Run before opening a PR. CI runs the same set, but local runs are faster:

# Rust core
cargo fmt --check
cargo check --manifest-path Cargo.toml
cargo clippy --manifest-path Cargo.toml -- -D warnings
cargo test --manifest-path Cargo.toml

# Tauri shell
cargo check --manifest-path app/src-tauri/Cargo.toml

# Frontend
pnpm typecheck
pnpm lint
pnpm format:check
pnpm test:unit

# Rust integration with mock backend
pnpm test:rust

# E2E (slow - run when behaviour changes user-visibly)
pnpm test:e2e:build
bash app/scripts/e2e-run-spec.sh test/e2e/specs/<your-spec>.spec.ts <id>

Not driver-automatable - manual smoke required

Some surfaces cannot be driven by WDIO / Appium because they cross OS-level trust boundaries or hardware paths. The complete checklist + sign-off block lives in docs/RELEASE-MANUAL-SMOKE.md, that file is the source of truth for what must be verified per release. Examples of what it covers:

  • macOS TCC permission prompts (Accessibility, Input Monitoring, Screen Recording, Microphone)
  • Gatekeeper signature validation on first launch
  • Code-sign integrity (codesign --verify --deep --strict)
  • DMG install / drag-to-Applications flow
  • Auto-update download + relaunch
  • OS-native notification toasts on Linux (no display server visible to the driver beyond Xvfb)

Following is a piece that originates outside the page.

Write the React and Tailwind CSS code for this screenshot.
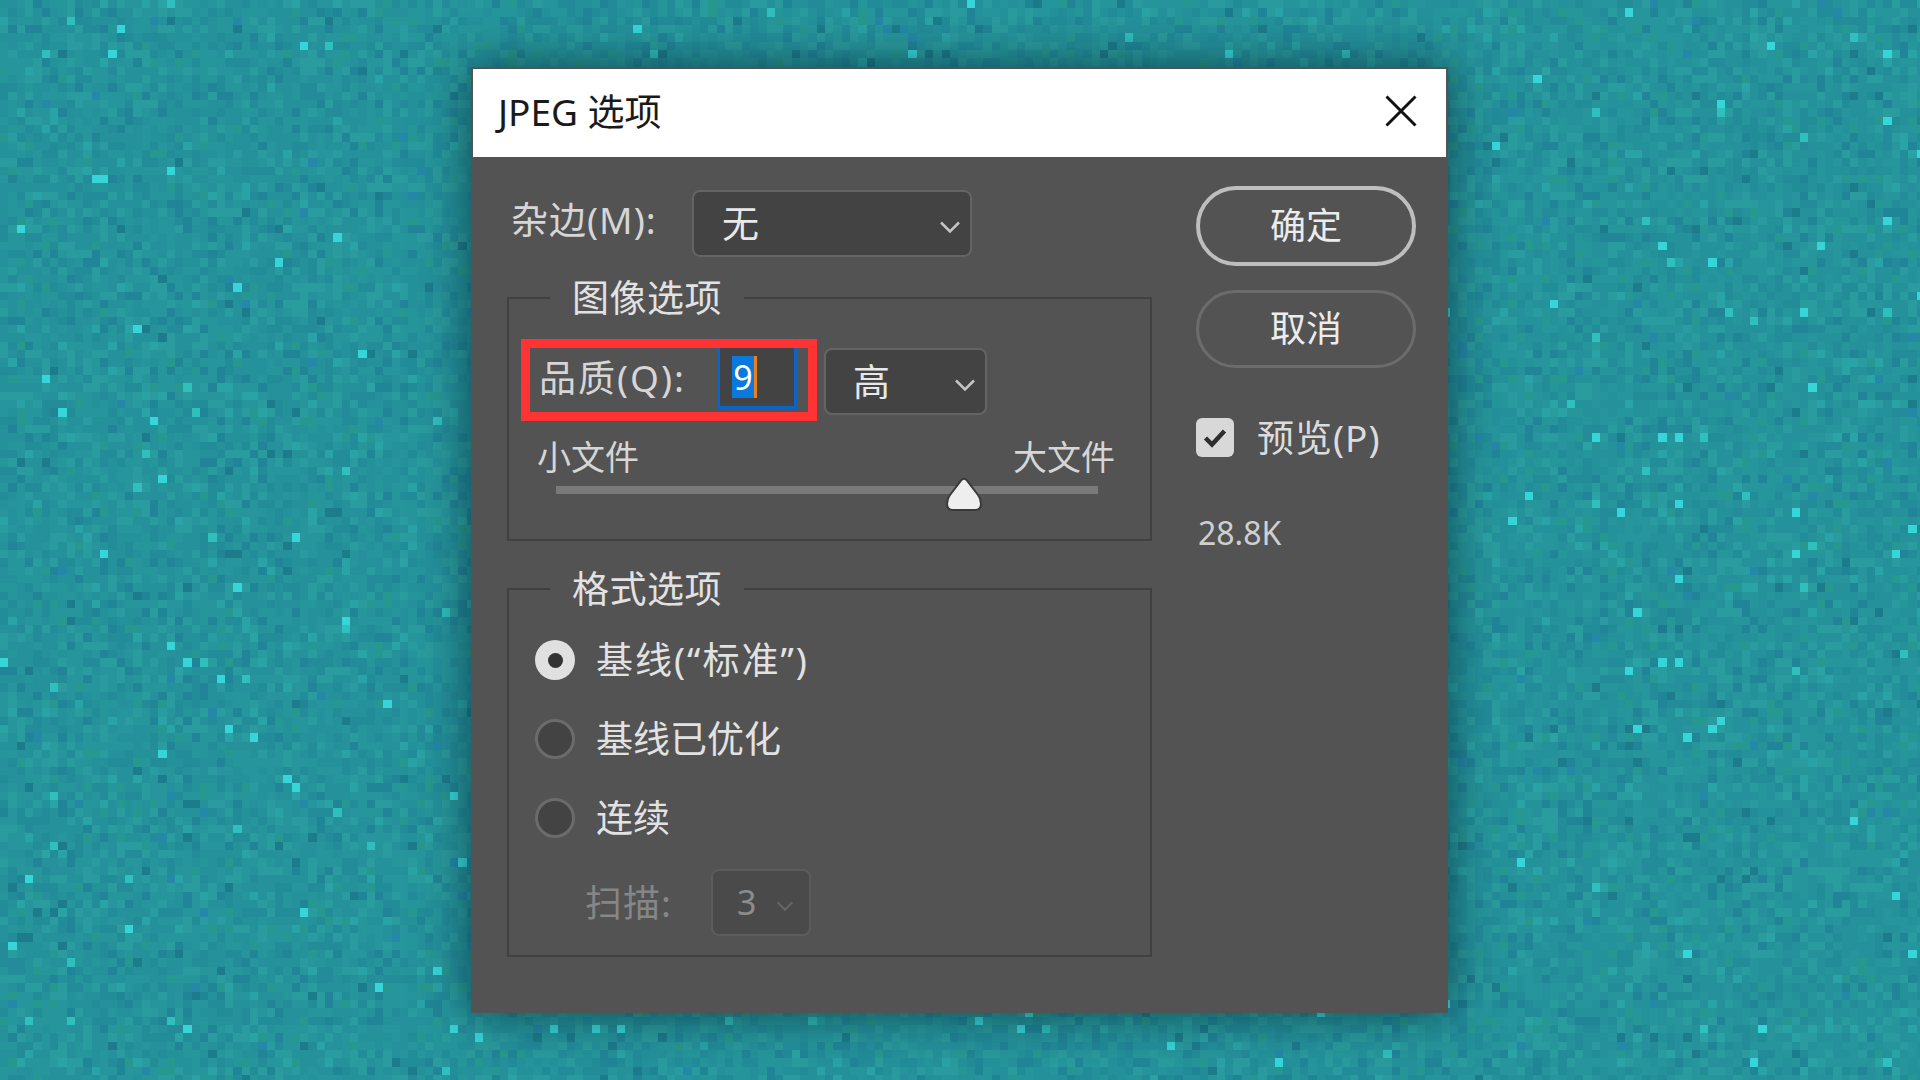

If a feature has no automated coverage AND is not on the manual smoke list, treat it as untested, open a coverage gap.


Coverage matrix as the contract

Every feature leaf in the coverage matrix maps to:

  1. A test path or paths, or
  2. A justified 🚫 with a manual-smoke entry.

When you add / remove / rename a feature, update the matrix row in the same PR. CI will guard this contract once #965 lands.


When in doubt

  • Push the test as low in the layer stack as possible (Rust unit > Rust integration > Vitest > WDIO). Lower layers are faster, more deterministic, and cheaper to run.
  • WDIO is for behaviours that genuinely cross UI ⇄ Tauri ⇄ sidecar ⇄ JSON-RPC. Don't drive a unit-testable concern through WDIO just because the UI exists.
  • A failing happy path is a regression. A missing failure-path test is a gap. Both are bugs.